The new findings suggest that manipulation of NAD could lead to a future therapy for acute kidney injury and also raise the possibility that mitochondrial injury and deficiency in NAD might underlie other types of organ damage, including damage that can lead to stroke or heart attack.

The kidney is a highly metabolic organ that burns through mitochondrial "fuel" to generate adenosine triphosphate (ATP), the chemical energy that enables the kidney to filter blood and remove toxins from the body. "Within the kidney there is abundant ATP and mitochondria to carry out this essential chemical function." said the senior author. "We hypothesized that mitochondria might also be serving as an essential and early target for the various risk factors leading to kidney injury."
To test this hypothesis the team began conducting studies of mitochondrial metabolism using microscopy, biochemistry and bioinformatics tools.

"We found that mitochondria were injured early and across different syndromes that were leading to kidney injury," author said. "We next created mouse models genetically deficient in PGC1 alpha and the enzymes necessary to preserve mitochondrial function.
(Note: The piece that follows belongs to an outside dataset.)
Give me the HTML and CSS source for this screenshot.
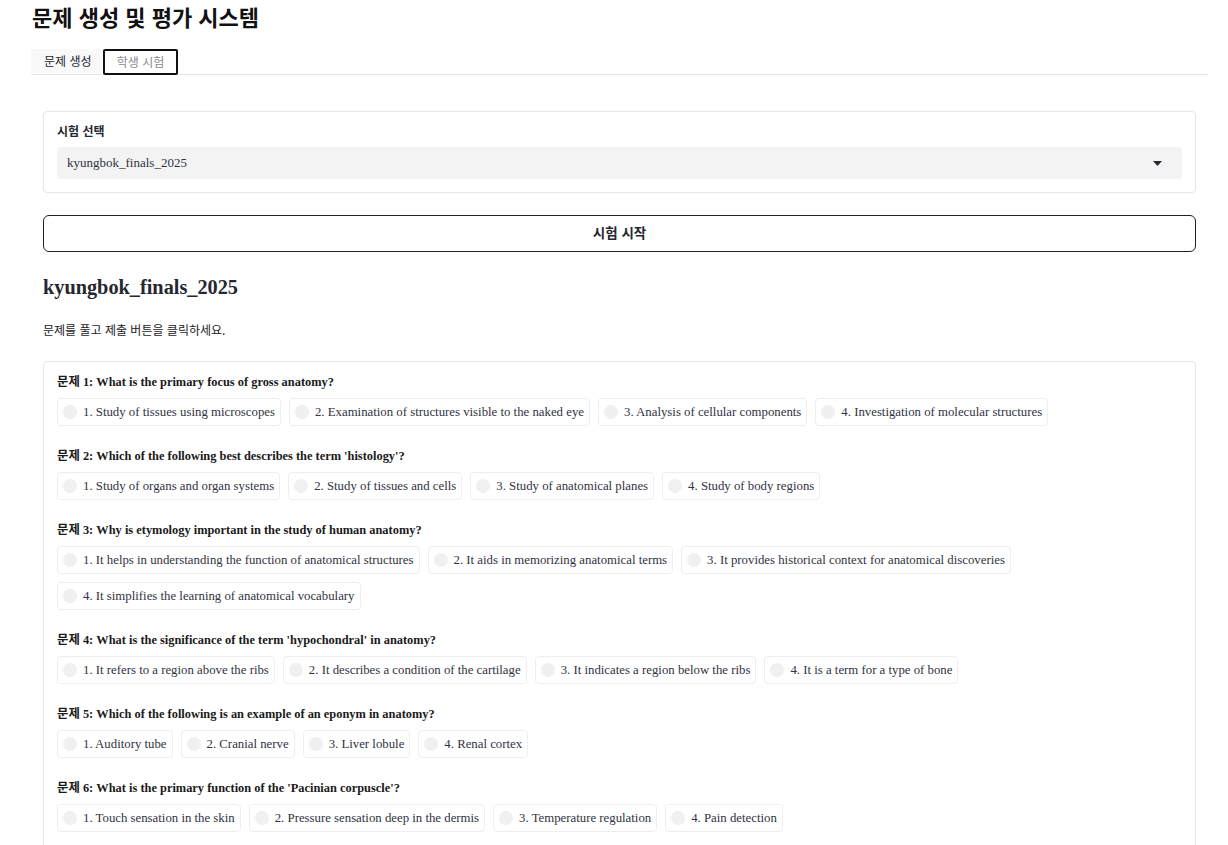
FILE: index.html
```html
<!DOCTYPE html>
<html lang="ko">
<head>
<meta charset="utf-8">
<link rel="stylesheet" href="styles.css">
</head>
<body>
<div class="page">
  <h1 class="title">문제 생성 및 평가 시스템</h1>
  <div class="tabs">
    <div class="tab tab-active">문제 생성</div>
    <div class="tab tab-focus">학생 시험</div>
  </div>
  <div class="panel">
    <div class="card select-card">
      <div class="label">시험 선택</div>
      <div class="select">
        <span>kyungbok_finals_2025</span>
        <svg class="caret" width="9" height="5" viewBox="0 0 9 5"><path d="M0 0h9L4.5 5z" fill="#262730"/></svg>
      </div>
    </div>
    <div class="start-btn">시험 시작</div>
    <h2 class="exam-title">kyungbok_finals_2025</h2>
    <p class="hint">문제를 풀고 제출 버튼을 클릭하세요.</p>
    <div class="card questions">
      <div class="question">
        <div class="q-title">문제 1: What is the primary focus of gross anatomy?</div>
        <div class="options">
          <div class="option"><span class="radio"></span>1. Study of tissues using microscopes</div>
          <div class="option"><span class="radio"></span>2. Examination of structures visible to the naked eye</div>
          <div class="option"><span class="radio"></span>3. Analysis of cellular components</div>
          <div class="option"><span class="radio"></span>4. Investigation of molecular structures</div>
        </div>
      </div>
      <div class="question">
        <div class="q-title">문제 2: Which of the following best describes the term 'histology'?</div>
        <div class="options">
          <div class="option"><span class="radio"></span>1. Study of organs and organ systems</div>
          <div class="option"><span class="radio"></span>2. Study of tissues and cells</div>
          <div class="option"><span class="radio"></span>3. Study of anatomical planes</div>
          <div class="option"><span class="radio"></span>4. Study of body regions</div>
        </div>
      </div>
      <div class="question">
        <div class="q-title">문제 3: Why is etymology important in the study of human anatomy?</div>
        <div class="options">
          <div class="option"><span class="radio"></span>1. It helps in understanding the function of anatomical structures</div>
          <div class="option"><span class="radio"></span>2. It aids in memorizing anatomical terms</div>
          <div class="option"><span class="radio"></span>3. It provides historical context for anatomical discoveries</div>
          <div class="option"><span class="radio"></span>4. It simplifies the learning of anatomical vocabulary</div>
        </div>
      </div>
      <div class="question">
        <div class="q-title">문제 4: What is the significance of the term 'hypochondral' in anatomy?</div>
        <div class="options">
          <div class="option"><span class="radio"></span>1. It refers to a region above the ribs</div>
          <div class="option"><span class="radio"></span>2. It describes a condition of the cartilage</div>
          <div class="option"><span class="radio"></span>3. It indicates a region below the ribs</div>
          <div class="option"><span class="radio"></span>4. It is a term for a type of bone</div>
        </div>
      </div>
      <div class="question">
        <div class="q-title">문제 5: Which of the following is an example of an eponym in anatomy?</div>
        <div class="options">
          <div class="option"><span class="radio"></span>1. Auditory tube</div>
          <div class="option"><span class="radio"></span>2. Cranial nerve</div>
          <div class="option"><span class="radio"></span>3. Liver lobule</div>
          <div class="option"><span class="radio"></span>4. Renal cortex</div>
        </div>
      </div>
      <div class="question">
        <div class="q-title">문제 6: What is the primary function of the 'Pacinian corpuscle'?</div>
        <div class="options">
          <div class="option"><span class="radio"></span>1. Touch sensation in the skin</div>
          <div class="option"><span class="radio"></span>2. Pressure sensation deep in the dermis</div>
          <div class="option"><span class="radio"></span>3. Temperature regulation</div>
          <div class="option"><span class="radio"></span>4. Pain detection</div>
        </div>
      </div>
    </div>
  </div>
</div>
</body>
</html>
```

FILE: styles.css
```css
html, body {
  margin: 0;
  padding: 0;
  background: #ffffff;
}
body {
  font-family: "Liberation Serif", "Noto Sans CJK KR", serif;
  color: #31333f;
  font-size: 13px;
}
.page {
  padding: 0 20px 0 31px;
}
.title {
  margin: 0;
  padding: 3px 0 0 1px;
  height: 45px;
  box-sizing: border-box;
  font-family: "Noto Sans CJK KR", sans-serif;
  font-size: 22px;
  line-height: 26px;
  font-weight: 700;
  color: #111111;
}
.tabs {
  display: flex;
  align-items: flex-start;
  border-bottom: 1px solid #e6e6e6;
  height: 25px;
  margin-top: 4px;
}
.tab {
  font-family: "Noto Sans CJK KR", sans-serif;
  font-size: 12px;
  height: 24px;
  line-height: 24px;
  box-sizing: border-box;
}
.tab-active {
  background: #f9f9f9;
  color: #262730;
  padding-left: 13px;
  width: 72px;
}
.tab-focus {
  height: 26px;
  line-height: 22px;
  border: 2px solid #111;
  border-radius: 2px;
  color: #8a8a8a;
  width: 75px;
  text-align: center;
}
.panel {
  padding: 36px 12px 0 12px;
}
.card {
  border: 1px solid #e6e6e6;
  border-radius: 4px;
}
.select-card {
  padding: 11px 13px 13px 13px;
}
.label {
  font-family: "Noto Sans CJK KR", sans-serif;
  font-size: 12px;
  font-weight: 700;
  line-height: 16px;
  margin-bottom: 8px;
  color: #262730;
}
.select {
  display: flex;
  align-items: center;
  justify-content: space-between;
  height: 32px;
  background: #f3f3f3;
  border-radius: 4px;
  padding: 0 20px 0 10px;
  font-size: 13px;
  color: #31333f;
}
.caret {
  display: block;
}
.start-btn {
  margin-top: 22px;
  height: 37px;
  box-sizing: border-box;
  border: 1px solid #222;
  border-radius: 6px;
  display: flex;
  align-items: center;
  justify-content: center;
  padding-bottom: 4px;
  font-family: "Noto Sans CJK KR", sans-serif;
  font-size: 13.5px;
  font-weight: 700;
  color: #262730;
}
.exam-title {
  margin: 22px 0 0 0;
  font-size: 20.3px;
  line-height: 26px;
  font-weight: 700;
  color: #262730;
}
.hint {
  margin: 22px 0 0 0;
  font-family: "Noto Sans CJK KR", sans-serif;
  font-size: 12px;
  line-height: 16px;
  color: #1a1a1a;
}
.questions {
  margin-top: 23px;
  padding: 12px 13px 0 13px;
}
.question {
  margin-bottom: 22px;
}
.q-title {
  font-weight: 700;
  font-size: 12.4px;
  line-height: 16px;
  color: #1a1a1a;
}
.options {
  display: flex;
  flex-wrap: wrap;
  gap: 8px 8px;
  margin-top: 8px;
}
.option {
  display: flex;
  align-items: center;
  gap: 6px;
  height: 28px;
  box-sizing: border-box;
  padding: 0 5px 0 5px;
  border: 1px solid #eeeeee;
  border-radius: 4px;
  font-size: 12.8px;
  color: #31333f;
  white-space: nowrap;
}
.radio {
  width: 14px;
  height: 14px;
  border-radius: 50%;
  background: #f0f0f0;
  flex: none;
}
```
As predicted, these models were found to have a greater-than-normal susceptibility to kidney injury." On the flip side, PGC1 alpha transgenic mice, which had increased expression of these genes, were particularly resistant to various stressors and recovered from injury much more than quickly than animals with normal regenerative abilities.

The team went on to conduct a broad survey of metabolites within the kidney in order to examine chemical energy reactions in a number of different contexts - in the injured kidney, in the non-injured kidney and in genetically manipulated kidneys.

"One of the most robust reactions was a local deficiency of niacinamide [an analog of vitamin B3] within the injured kidney," said the senior author. Vitamin B3 serves as a precursor for NAD, the 'aging molecule' at the heart of energy metabolism. "Recent studies have suggested that NAD levels fall with aging or with diabetes, which are two of the major risk factors for kidney injury. That was when a lightbulb went on."

To determine if increasing the level of NAD would accelerate recovery from kidney injury, the researchers administered extremely large quantities of vitamin B3 nutritional supplements - the human equivalent of hundreds of tablets -to the genetically impaired mice.

"We found that, following administration of the supplements, the kidneys were able to resist both toxic and ischemic stress," said the senior author. "Normal doses of nutritional supplements are probably not going to cure kidney injury, but these experiments provide a proof-of-concept that metabolic manipulation of NAD might be a new avenue for the development of future therapies.

"Our work draws some new connections between PGC1 alpha and the NAD molecule, and their effects on metabolism," added the senior author. "If indeed NAD levels fall with aging, the kidney may be a new window to thinking about how we study aging overall and may take us outside the world of acute injury to more broadly consider how the body deals with environmental stressors throughout life."